I’m proud to be a Shirley Temple fan but this one is not good.  She is almost too cute and nothing rings true.  The songs are OK, though Boles has a couple of numbers that I could have lived without as well.

“Animal Crackers”

The Wedding Night (1935)

The Wedding Nightwedding night poster
Directed by King Vidor
1935/USA
Howard Productions

First viewing

 

I’m about ten films away from finishing up 1935.  Running into a film like this one that I had never heard of makes me glad that I stick with it until the end.  This romantic drama really impressed me.

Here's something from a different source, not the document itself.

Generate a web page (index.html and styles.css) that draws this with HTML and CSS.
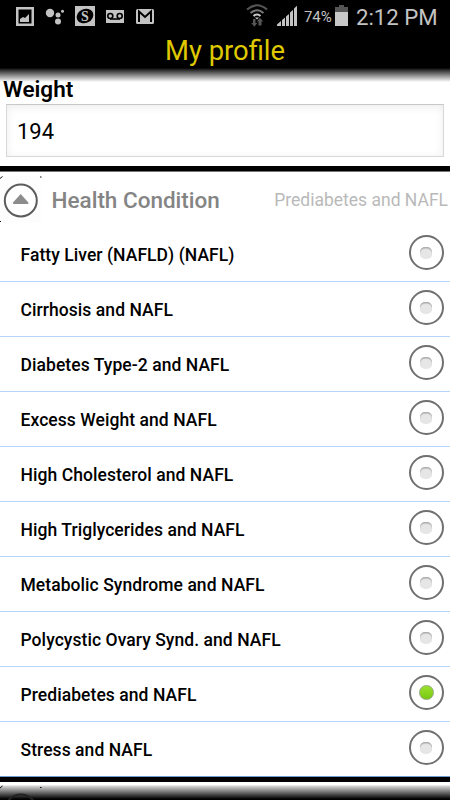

Gary Cooper plays Tony Barrett a hard-drinking washed-up novelist who can’t even get an advance on his next book. He and his wife Dora move to his family farmhouse in Connecticut where they can live for free.  Their neighbors are a community of very traditional Poles.  One of these buys some of Tony’s acreage and Dora, who decides she doesn’t like country life, moves back to New York.  Tony remains behind and finds inspiration for his next book in Anya (Anna Sten), the daughter of his neighbors.  He also gradually falls in love with her.  But she has a strict Polish upbringing and is promised in marriage to a local boy.  With Ralph Bellamy (complete with Polish accent!) as the loutish fiance.

the wedding night 1

This is a very mature and realistic sort of romance and the performances are terrific.  It’s refreshingly different from the all too familiar plotlines of other films of the period.  I think Cooper’s performance equals or betters anything he ever did.  The movie is also beautiful to look at with cinematography by Gregg Toland and many Polish folkloric details.  Highly recommended.

King Vidor won the award for best director at the 1935 Venice Film Festival for this film, which was nominated for the Mussolini Cup.